I don't know if anyone navigated using the Southern Cross without previous knowledge of how to navigate using the North Star. Navigating via the Southern Cross is not as intuitive as via the North Star. There are accounts of Polynesians navigating via the stars but they lived near the equator and could use some northern stars as well as some southern stars. Point being that the farther south one lives, the more difficult celestial navigation becomes.
 
Last edited:
Oct 2014
1,259
California
Finding north or south isn't the issue. It's finding latitude that matters. Yes, it's possible to find latitude via the Southern Cross, but it's more difficult and less precise than using the North Star.


I don't know if anyone navigated using the Southern Cross without previous knowledge of how to navigate using the North Star. Navigating via the Southern Cross is not as intuitive as via the North Star. There are accounts of Polynesians navigating via the stars but they lived near the equator and could use some northern stars as well as some southern stars. Point being that the farther south one lives, the more difficult celestial navigation becomes.
Indeed! I do remember living in Darwin, Australia (in 1970) and my dad spotting the Big Dipper one night (low on the horizon)! The Big Dipper locates the North Star (Polaris) easily... which is on the end of the handle of the Little Dipper.
 

Frank81

Ad Honorem
Feb 2010
5,088
Canary Islands-Spain
What could the relation if any be between the expansion of peoples, empires and lattitude? Some northern peoples, from what I know about as the "eskimo-aleut" groups are spread over vast northern territories, from eastern parts of Siberia over Northern North America to Greenland. An Empire like the Russian expanded to one of the biggest ever. Both in general at high lattitudes, relatively closer to the North Pole than others. This makes less hours of night darkness, more of light for campaigns as well as other voyages and expeditions. Then also the freezing of water in wintertime may have helped groups of voyagers and explorers as well soldiers passing water. Rivers, lakes and even small parts of the Seas. So, could lattitudes have been more important than many of us think about?
Latitude help in a way so same climate area (similar conditions for production and transport) expand through large swaps of territory. This help to understand the large (and elongated) empires of Eurasia.

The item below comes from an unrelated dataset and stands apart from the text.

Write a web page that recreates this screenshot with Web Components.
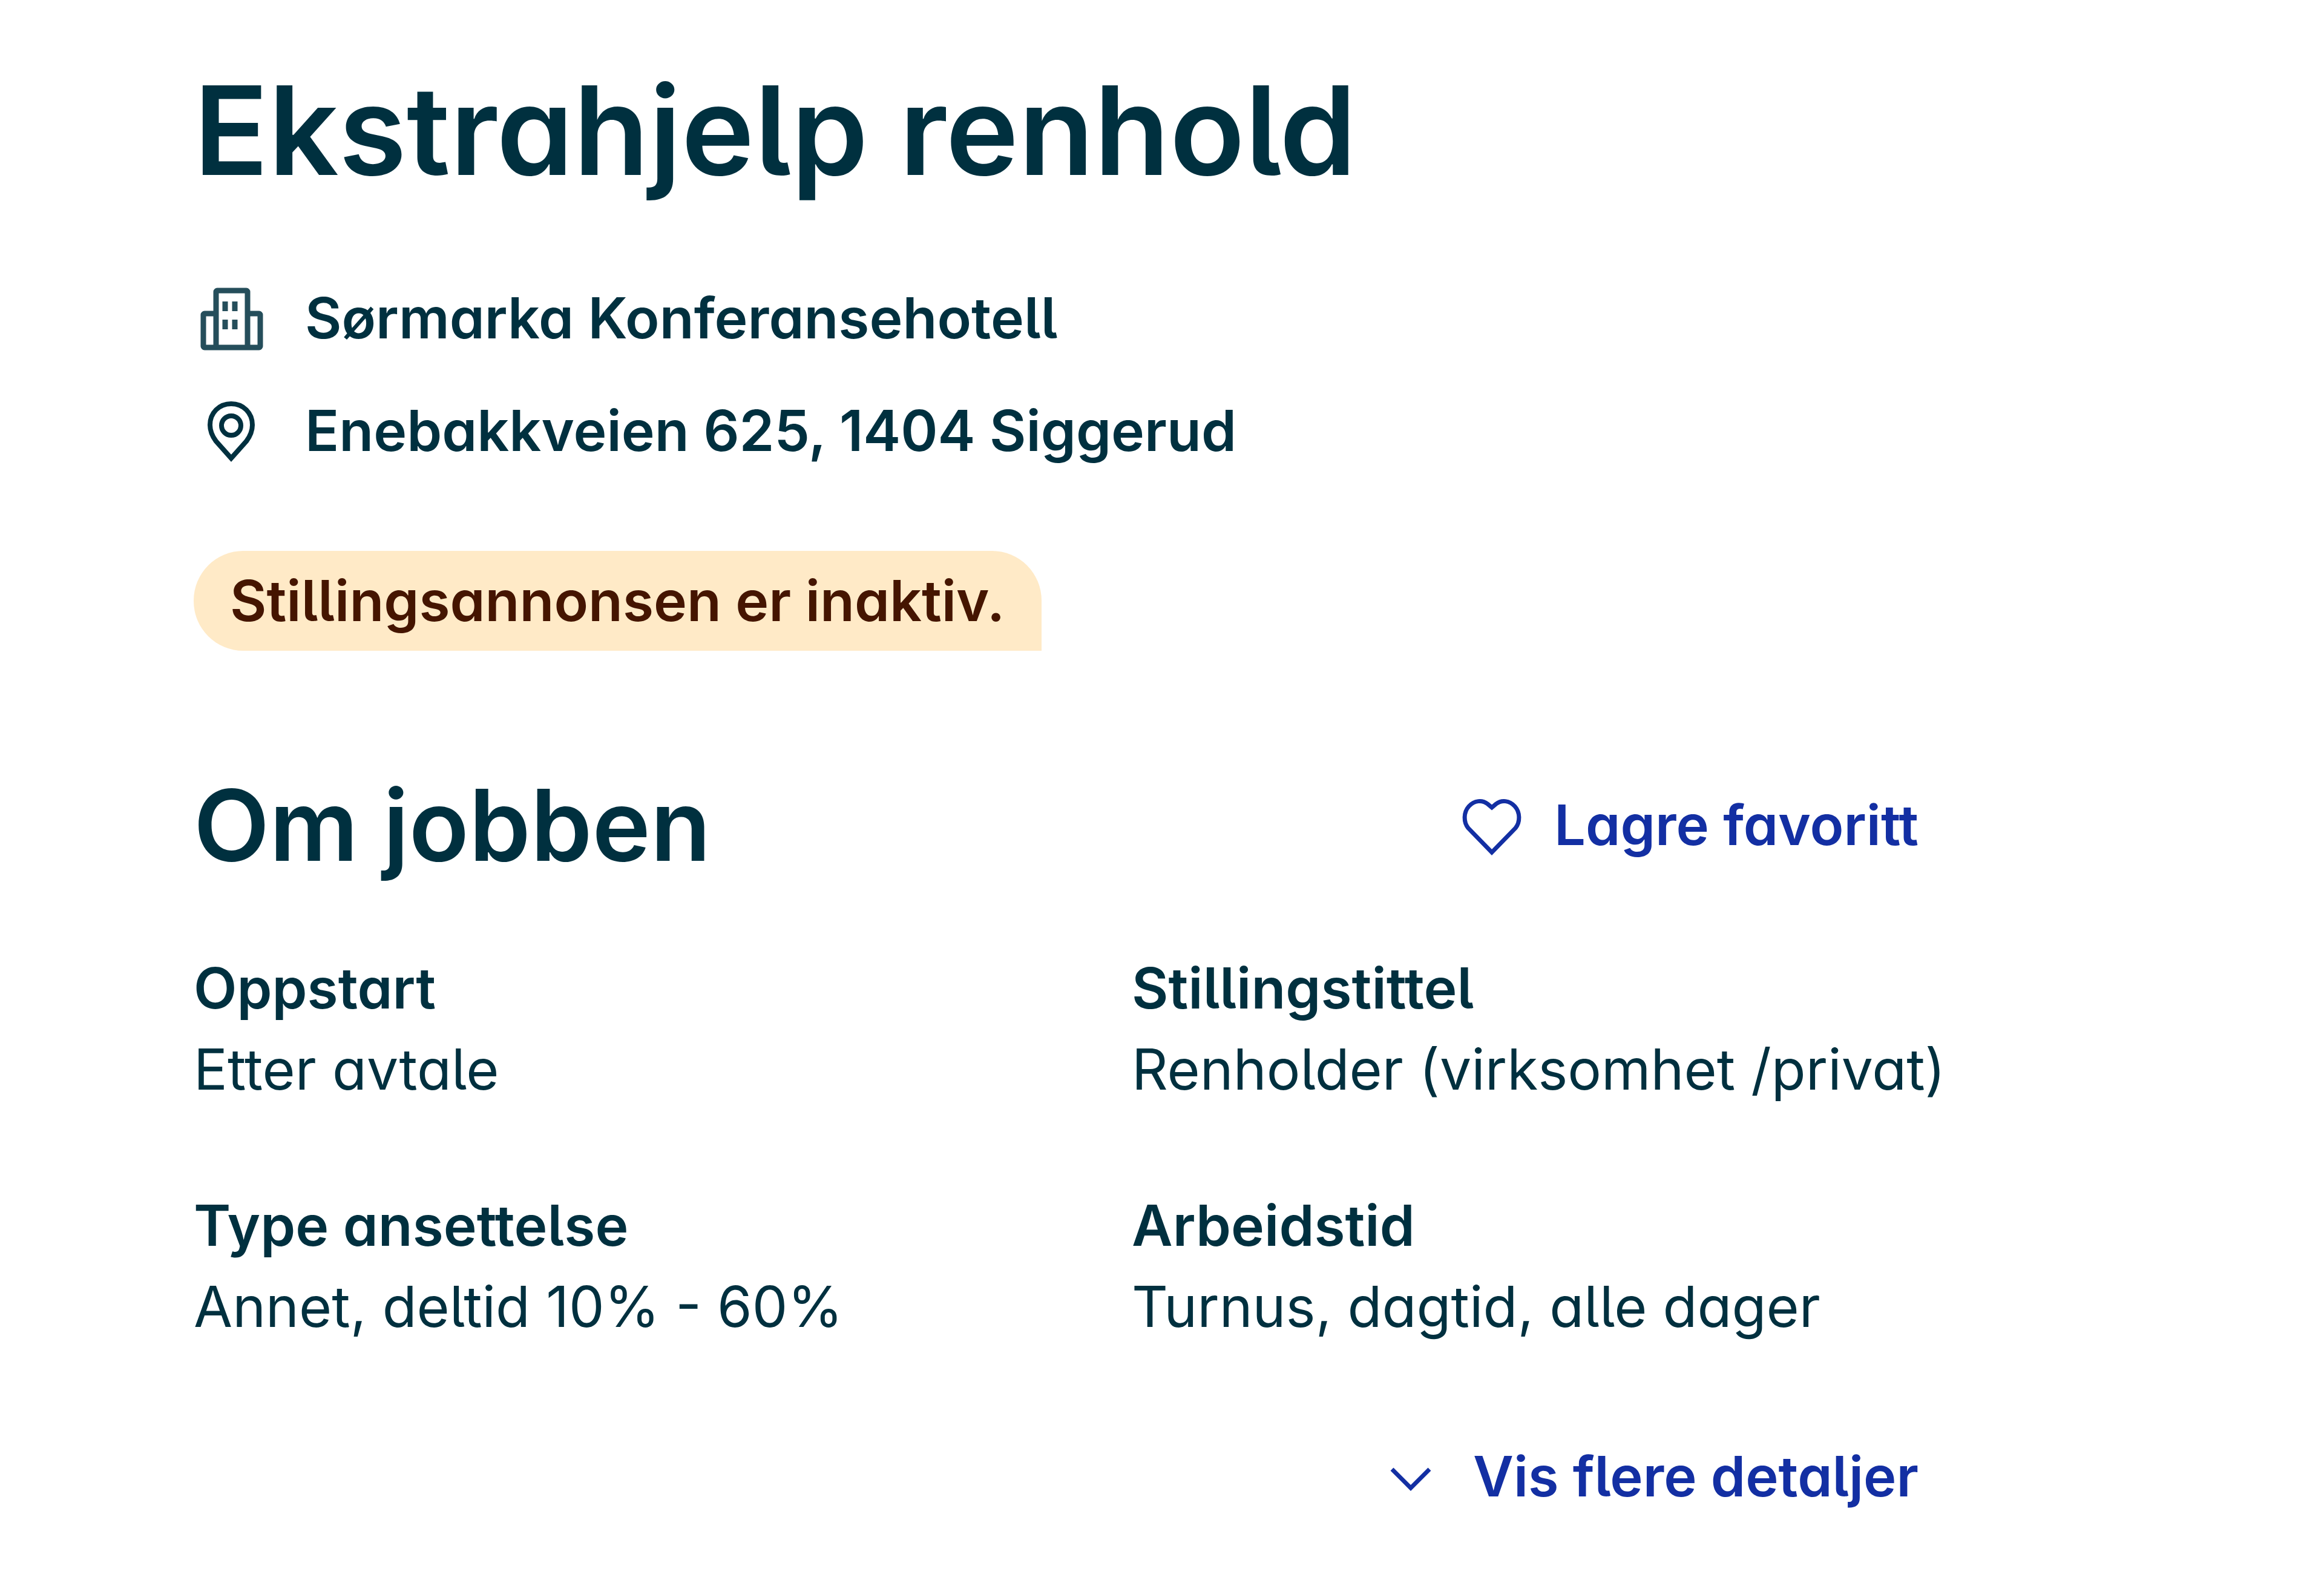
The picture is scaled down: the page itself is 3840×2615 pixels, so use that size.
<!DOCTYPE html>
<html lang="nb">
<head>
<meta charset="utf-8">
<meta name="viewport" content="width=device-width, initial-scale=1">
<title>Ekstrahjelp renhold</title>
<style>
    body {
        margin: 0;
        background: #fff;
        color: #00303f;
        font-family: Inter, "Open Sans", sans-serif;
        font-size: 93px;
        line-height: 134px;
        font-feature-settings: "cv11", "cv05";
    }
</style>
</head>
<body>
<job-ad>
    <span slot="title">Ekstrahjelp renhold</span>
    <job-fact slot="facts" icon="building">Sørmarka Konferansehotell</job-fact>
    <job-fact slot="facts" icon="pin">Enebakkveien 625, 1404 Siggerud</job-fact>
    <status-tag slot="status">Stillingsannonsen er inaktiv.</status-tag>
    <job-about heading="Om jobben">
        <text-button slot="action" icon="heart">Lagre favoritt</text-button>
        <job-detail label="Oppstart">Etter avtale</job-detail>
        <job-detail label="Stillingstittel">Renholder (virksomhet /privat)</job-detail>
        <job-detail label="Type ansettelse">Annet, deltid 10% - 60%</job-detail>
        <job-detail label="Arbeidstid">Turnus, dagtid, alle dager</job-detail>
        <text-button slot="more" icon="chevron">Vis flere detaljer</text-button>
    </job-about>
</job-ad>

<script>
const icons = {
    building: `
        <g stroke-width="9" opacity="0.85">
            <path d="M38 55H18a2 2 0 0 0-2 2V109a2 2 0 0 0 2 2H108a2 2 0 0 0 2-2V57a2 2 0 0 0-2-2H89"/>
            <path d="M37 111V19a2 2 0 0 1 2-2H87a2 2 0 0 1 2 2V111"/>
            <path d="M52 35v16M68 35v16M52 65v16M68 65v16"/>
        </g>`,
    pin: `
        <path stroke-width="8" d="M62 108L37 80C31 72 27 64 27 53C27 33 42 18 62 18S97 33 97 53C97 64 93 72 87 80Z"/>
        <circle stroke-width="8" cx="62" cy="54" r="16"/>`,
    heart: `
        <path stroke-width="7" d="M65 107L26 67C18 57 18 41 27 31C36 21 49 20 58 27L65 33L72 27C81 20 94 21 103 31C112 41 112 57 104 67Z"/>`,
    chevron: `
        <path stroke-width="7" d="M34 50L65 81L96 50"/>`
};

class AdIcon extends HTMLElement {
    connectedCallback() {
        this.attachShadow({ mode: "open" }).innerHTML = `
            <style>
                :host {
                    display: block;
                    flex: none;
                    width: 124px;
                    height: 124px;
                }

                svg {
                    display: block;
                }
            </style>
            <svg width="124" height="124" viewBox="0 0 124 124" fill="none" stroke="currentColor" aria-hidden="true">
                ${icons[this.getAttribute("name")]}
            </svg>
        `;
    }
}

class JobFact extends HTMLElement {
    connectedCallback() {
        this.attachShadow({ mode: "open" }).innerHTML = `
            <style>
                :host {
                    display: flex;
                    align-items: center;
                    gap: 60px;
                    height: 130px;
                    font-weight: 600;
                }
            </style>
            <ad-icon name="${this.getAttribute("icon")}"></ad-icon>
            <span><slot></slot></span>
        `;
    }
}

class StatusTag extends HTMLElement {
    connectedCallback() {
        this.attachShadow({ mode: "open" }).innerHTML = `
            <style>
                :host {
                    display: inline-block;
                    padding: 15px 60px 16px;
                    border-radius: 82px 82px 0 82px;
                    background: #ffeac7;
                    color: #451500;
                    font-weight: 600;
                }
            </style>
            <slot></slot>
        `;
    }
}

class TextButton extends HTMLElement {
    connectedCallback() {
        this.attachShadow({ mode: "open" }).innerHTML = `
            <style>
                :host {
                    display: block;
                }

                button {
                    display: flex;
                    align-items: center;
                    gap: 44px;
                    height: 160px;
                    margin: 0;
                    padding: 0 70px;
                    border: 0;
                    background: none;
                    color: #132fa3;
                    font: inherit;
                    font-size: 92px;
                    font-weight: 600;
                    font-feature-settings: inherit;
                    cursor: pointer;
                }
            </style>
            <button type="button">
                <ad-icon name="${this.getAttribute("icon")}"></ad-icon>
                <span><slot></slot></span>
            </button>
        `;
    }
}

class JobDetail extends HTMLElement {
    connectedCallback() {
        this.attachShadow({ mode: "open" }).innerHTML = `
            <style>
                :host {
                    display: block;
                    white-space: nowrap;
                }

                dl, dd {
                    margin: 0;
                }

                dt {
                    font-weight: 600;
                }
            </style>
            <dl>
                <dt>${this.getAttribute("label")}</dt>
                <dd><slot></slot></dd>
            </dl>
        `;
    }
}

class JobAbout extends HTMLElement {
    connectedCallback() {
        this.attachShadow({ mode: "open" }).innerHTML = `
            <style>
                :host {
                    display: block;
                }

                header {
                    display: flex;
                    align-items: center;
                    justify-content: space-between;
                    margin-bottom: 122px;
                }

                h2 {
                    margin: 0;
                    font-size: 163px;
                    font-weight: 600;
                    line-height: 160px;
                }

                .details {
                    display: grid;
                    grid-template-columns: 1fr 1fr;
                    gap: 124px 180px;
                }

                footer {
                    display: flex;
                    justify-content: flex-end;
                    margin-top: 134px;
                }
            </style>
            <header>
                <h2>${this.getAttribute("heading")}</h2>
                <slot name="action"></slot>
            </header>
            <div class="details">
                <slot></slot>
            </div>
            <footer>
                <slot name="more"></slot>
            </footer>
        `;
    }
}

class JobAd extends HTMLElement {
    connectedCallback() {
        this.attachShadow({ mode: "open" }).innerHTML = `
            <style>
                :host {
                    display: block;
                    padding: 90px 600px 90px 320px;
                }

                h1 {
                    margin: 0 0 120px;
                    font-size: 204px;
                    font-weight: 600;
                    line-height: 250px;
                }

                .facts {
                    display: flex;
                    flex-direction: column;
                    gap: 56px;
                    margin-bottom: 134px;
                }

                .status {
                    display: flex;
                    margin-bottom: 208px;
                }
            </style>
            <article>
                <h1><slot name="title"></slot></h1>
                <div class="facts"><slot name="facts"></slot></div>
                <div class="status"><slot name="status"></slot></div>
                <slot></slot>
            </article>
        `;
    }
}

customElements.define("ad-icon", AdIcon);
customElements.define("job-fact", JobFact);
customElements.define("status-tag", StatusTag);
customElements.define("text-button", TextButton);
customElements.define("job-detail", JobDetail);
customElements.define("job-about", JobAbout);
customElements.define("job-ad", JobAd);
</script>
</body>
</html>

In the case of Russia, this northern state can be partly explained by the latitude: born at a southern latitude, where more intensive production was possible, and then expanded to northern areas where equivalent competitive civilization was not possible. To a lesser degree, this is true as well for Canada: its centre was the Great Lakes area, then expanding north. However, in this case a naval expansion by northern shore took place (Hudson's company).

The introduction of the naval factor altered the traditional dominance of horizontal-latitudinal expansion. Both, the Spanish and the British empires, could develop vertical, non latitudinal empires.
 

Fantasus

Ad Honorem
Jan 2012
2,381
Northern part of European lowland
Latitude help in a way so same climate area (similar conditions for production and transport) expand through large swaps of territory. This help to understand the large (and elongated) empires of Eurasia.

In the case of Russia, this northern state can be partly explained by the latitude: born at a southern latitude, where more intensive production was possible, and then expanded to northern areas where equivalent competitive civilization was not possible. To a lesser degree, this is true as well for Canada: its centre was the Great Lakes area, then expanding north. However, in this case a naval expansion by northern shore took place (Hudson's company).

The introduction of the naval factor altered the traditional dominance of horizontal-latitudinal expansion. Both, the Spanish and the British empires, could develop vertical, non latitudinal empires.
I don´t think Imperial Russia originated at a southern latitude. Moscow of the later empire of the Tsars is located like Scotland, Denmark. While there was earlier Russian principalities more to the South there were others North of Moscow, like Novgorod. Though So many ninvaders ultimately failed, we should also notice they often started a very fast advance deeply into the land. Probably partly because of lack of natural hindrances when weather conditions are good. Then it may also have helped the many hours in summertime where there is daylight to see. Armies, as well as smaller groups of travellers would probably like to travel the light hours, and rest in the dark night.
 

Bart Dale

Ad Honorem
Dec 2009
7,095
I don´t think Imperial Russia originated at a southern latitude. Moscow of the later empire of the Tsars is located like Scotland, Denmark. While there was earlier Russian principalities more to the South there were others North of Moscow, like Novgorod. Though So many ninvaders ultimately failed, we should also notice they often started a very fast advance deeply into the land. Probably partly because of lack of natural hindrances when weather conditions are good. Then it may also have helped the many hours in summertime where there is daylight to see. Armies, as well as smaller groups of travellers would probably like to travel the light hours, and rest in the dark night.
The origin of Russia was more like Kiev, which is further south than Moscow. The center of the Russian world in the early middle ages was Kiev, not Moscow. It was only in the later midddle ages that the center of the Russian world shifted to Moscow.
 

Fantasus

Ad Honorem
Jan 2012
2,381
Northern part of European lowland
The origin of Russia was more like Kiev, which is further south than Moscow. The center of the Russian world in the early middle ages was Kiev, not Moscow. It was only in the later midddle ages that the center of the Russian world shifted to Moscow.
Moscow came later, but there was older centres of the North. Like Novgorod.